■ Collected data
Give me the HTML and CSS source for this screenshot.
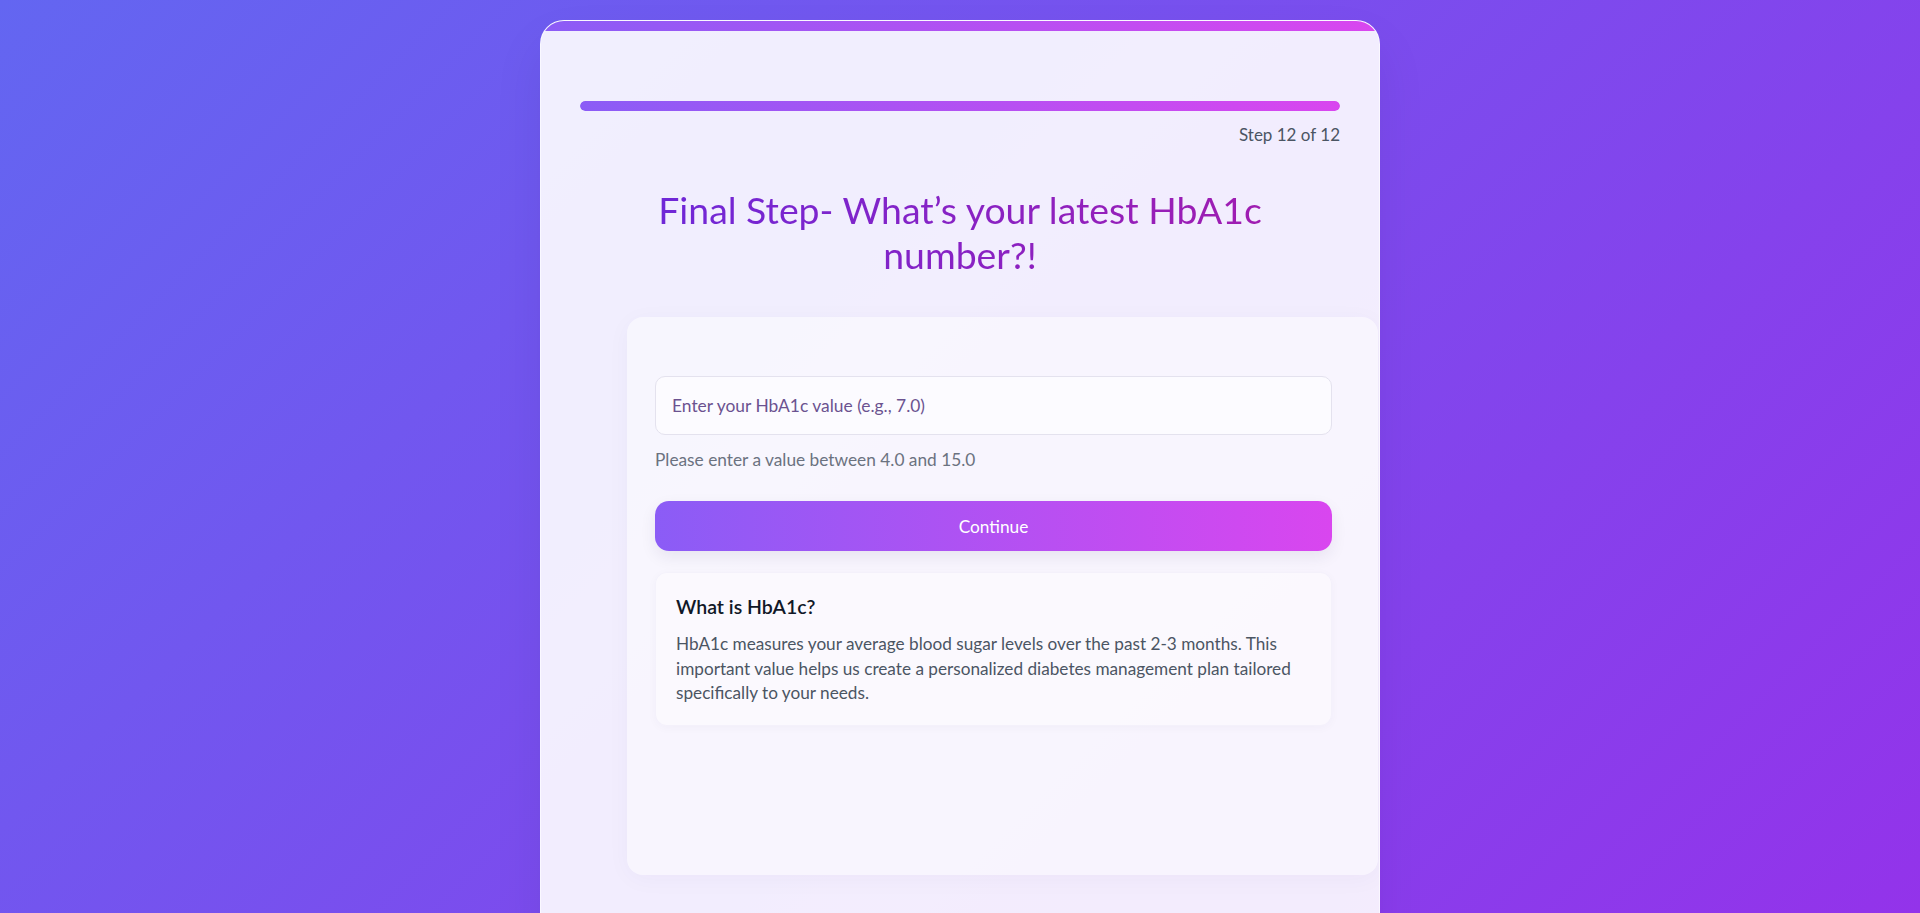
FILE: index.html
```html
<!DOCTYPE html>
<html lang="en">
<head>
<meta charset="utf-8">
<title>HbA1c – Final Step</title>
<link rel="stylesheet" href="styles.css">
</head>
<body>
<main class="card">
  <div class="card-accent"></div>
  <div class="card-body">
    <div class="progress"><div class="progress-fill" style="width:100%"></div></div>
    <p class="step-label">Step 12 of 12</p>
    <h1 class="title">Final Step- What’s your latest HbA1c number?!</h1>
    <section class="panel">
      <input class="field" type="text" placeholder="Enter your HbA1c value (e.g., 7.0)">
      <p class="hint">Please enter a value between 4.0 and 15.0</p>
      <button class="btn" type="button">Continue</button>
      <div class="info">
        <h2 class="info-title">What is HbA1c?</h2>
        <p class="info-text">HbA1c measures your average blood sugar levels over the past 2-3 months. This important value helps us create a personalized diabetes management plan tailored specifically to your needs.</p>
      </div>
    </section>
  </div>
</main>
</body>
</html>
```
FILE: styles.css
```css
* {
  box-sizing: border-box;
}

html,
body {
  margin: 0;
  height: 100%;
  overflow: hidden;
}

body {
  font-family: "Segoe UI", Lato, "Open Sans", sans-serif;
  background: linear-gradient(135deg, #6366f1 0%, #9333ea 100%);
  display: flex;
  justify-content: center;
  align-items: flex-start;
  padding-top: 20px;
}

.card {
  width: 840px;
  min-height: 920px;
  flex-shrink: 0;
  background: rgba(255, 255, 255, 0.9);
  border: 1px solid rgba(255, 255, 255, 0.6);
  border-radius: 24px;
  overflow: hidden;
  box-shadow: 0 25px 50px rgba(30, 0, 80, 0.08);
}

.card-accent {
  height: 10px;
  background: linear-gradient(90deg, #8b5cf6, #d946ef);
}

.card-body {
  padding: 70px 39px 0;
}

.progress {
  height: 10px;
  border-radius: 5px;
  background: #e9e5f7;
  overflow: hidden;
}

.progress-fill {
  height: 100%;
  border-radius: 5px;
  background: linear-gradient(90deg, #8b5cf6, #d946ef);
}

.step-label {
  margin: 12px 0 0;
  text-align: right;
  font-size: 17px;
  line-height: 24px;
  color: #4b5563;
}

.title {
  margin: 40px auto 0;
  max-width: 660px;
  text-align: center;
  font-size: 37.4px;
  line-height: 45px;
  font-weight: 400;
  background: linear-gradient(90deg, #6d28d9, #a21caf);
  -webkit-background-clip: text;
  background-clip: text;
  color: transparent;
}

.panel {
  margin: 40px -38px 0 47px;
  min-height: 558px;
  padding: 59px 46px 40px 28px;
  background: rgba(255, 255, 255, 0.45);
  border-radius: 16px;
  box-shadow: 0 4px 24px rgba(60, 20, 120, 0.035);
}

.field {
  display: block;
  width: 100%;
  height: 59px;
  padding: 0 16px;
  font-family: inherit;
  font-size: 17.4px;
  color: #374151;
  background: rgba(255, 255, 255, 0.6);
  border: 1px solid #e4e2ee;
  border-radius: 10px;
  outline: none;
}

.field::placeholder {
  color: #6b5290;
  opacity: 1;
}

.hint {
  margin: 13px 0 0;
  font-size: 17.3px;
  line-height: 24px;
  color: #6b7280;
}

.btn {
  display: flex;
  align-items: center;
  justify-content: center;
  width: 100%;
  height: 50px;
  margin-top: 29px;
  padding: 0;
  border: none;
  border-radius: 14px;
  font-family: inherit;
  font-size: 17.3px;
  color: #ffffff;
  background: linear-gradient(90deg, #8b5cf6, #d946ef);
  box-shadow: 0 6px 16px rgba(40, 20, 80, 0.08);
  cursor: pointer;
}

.info {
  margin-top: 21px;
  padding: 21px 18px 19px 20px;
  background: rgba(255, 255, 255, 0.4);
  border: 1px solid rgba(120, 90, 200, 0.05);
  border-radius: 12px;
  box-shadow: 0 2px 10px rgba(40, 20, 80, 0.03);
}

.info-title {
  margin: 0;
  font-size: 19.5px;
  line-height: 26px;
  font-weight: 600;
  color: #111827;
}

.info-text {
  margin: 12px 0 0;
  font-size: 17.2px;
  line-height: 24.5px;
  color: #4b5563;
}
```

■ Exercise details
Each line above is to be copied verbatim. Drop any image from the copy.

■ Answer
Give me the HTML and CSS source for this screenshot.
FILE: index.html
```html
<!DOCTYPE html>
<html lang="en">
<head>
<meta charset="utf-8">
<title>HbA1c – Final Step</title>
<link rel="stylesheet" href="styles.css">
</head>
<body>
<main class="card">
  <div class="card-accent"></div>
  <div class="card-body">
    <div class="progress"><div class="progress-fill" style="width:100%"></div></div>
    <p class="step-label">Step 12 of 12</p>
    <h1 class="title">Final Step- What’s your latest HbA1c number?!</h1>
    <section class="panel">
      <input class="field" type="text" placeholder="Enter your HbA1c value (e.g., 7.0)">
      <p class="hint">Please enter a value between 4.0 and 15.0</p>
      <button class="btn" type="button">Continue</button>
      <div class="info">
        <h2 class="info-title">What is HbA1c?</h2>
        <p class="info-text">HbA1c measures your average blood sugar levels over the past 2-3 months. This important value helps us create a personalized diabetes management plan tailored specifically to your needs.</p>
      </div>
    </section>
  </div>
</main>
</body>
</html>
```
FILE: styles.css
```css
* {
  box-sizing: border-box;
}

html,
body {
  margin: 0;
  height: 100%;
  overflow: hidden;
}

body {
  font-family: "Segoe UI", Lato, "Open Sans", sans-serif;
  background: linear-gradient(135deg, #6366f1 0%, #9333ea 100%);
  display: flex;
  justify-content: center;
  align-items: flex-start;
  padding-top: 20px;
}

.card {
  width: 840px;
  min-height: 920px;
  flex-shrink: 0;
  background: rgba(255, 255, 255, 0.9);
  border: 1px solid rgba(255, 255, 255, 0.6);
  border-radius: 24px;
  overflow: hidden;
  box-shadow: 0 25px 50px rgba(30, 0, 80, 0.08);
}

.card-accent {
  height: 10px;
  background: linear-gradient(90deg, #8b5cf6, #d946ef);
}

.card-body {
  padding: 70px 39px 0;
}

.progress {
  height: 10px;
  border-radius: 5px;
  background: #e9e5f7;
  overflow: hidden;
}

.progress-fill {
  height: 100%;
  border-radius: 5px;
  background: linear-gradient(90deg, #8b5cf6, #d946ef);
}

.step-label {
  margin: 12px 0 0;
  text-align: right;
  font-size: 17px;
  line-height: 24px;
  color: #4b5563;
}

.title {
  margin: 40px auto 0;
  max-width: 660px;
  text-align: center;
  font-size: 37.4px;
  line-height: 45px;
  font-weight: 400;
  background: linear-gradient(90deg, #6d28d9, #a21caf);
  -webkit-background-clip: text;
  background-clip: text;
  color: transparent;
}

.panel {
  margin: 40px -38px 0 47px;
  min-height: 558px;
  padding: 59px 46px 40px 28px;
  background: rgba(255, 255, 255, 0.45);
  border-radius: 16px;
  box-shadow: 0 4px 24px rgba(60, 20, 120, 0.035);
}

.field {
  display: block;
  width: 100%;
  height: 59px;
  padding: 0 16px;
  font-family: inherit;
  font-size: 17.4px;
  color: #374151;
  background: rgba(255, 255, 255, 0.6);
  border: 1px solid #e4e2ee;
  border-radius: 10px;
  outline: none;
}

.field::placeholder {
  color: #6b5290;
  opacity: 1;
}

.hint {
  margin: 13px 0 0;
  font-size: 17.3px;
  line-height: 24px;
  color: #6b7280;
}

.btn {
  display: flex;
  align-items: center;
  justify-content: center;
  width: 100%;
  height: 50px;
  margin-top: 29px;
  padding: 0;
  border: none;
  border-radius: 14px;
  font-family: inherit;
  font-size: 17.3px;
  color: #ffffff;
  background: linear-gradient(90deg, #8b5cf6, #d946ef);
  box-shadow: 0 6px 16px rgba(40, 20, 80, 0.08);
  cursor: pointer;
}

.info {
  margin-top: 21px;
  padding: 21px 18px 19px 20px;
  background: rgba(255, 255, 255, 0.4);
  border: 1px solid rgba(120, 90, 200, 0.05);
  border-radius: 12px;
  box-shadow: 0 2px 10px rgba(40, 20, 80, 0.03);
}

.info-title {
  margin: 0;
  font-size: 19.5px;
  line-height: 26px;
  font-weight: 600;
  color: #111827;
}

.info-text {
  margin: 12px 0 0;
  font-size: 17.2px;
  line-height: 24.5px;
  color: #4b5563;
}
```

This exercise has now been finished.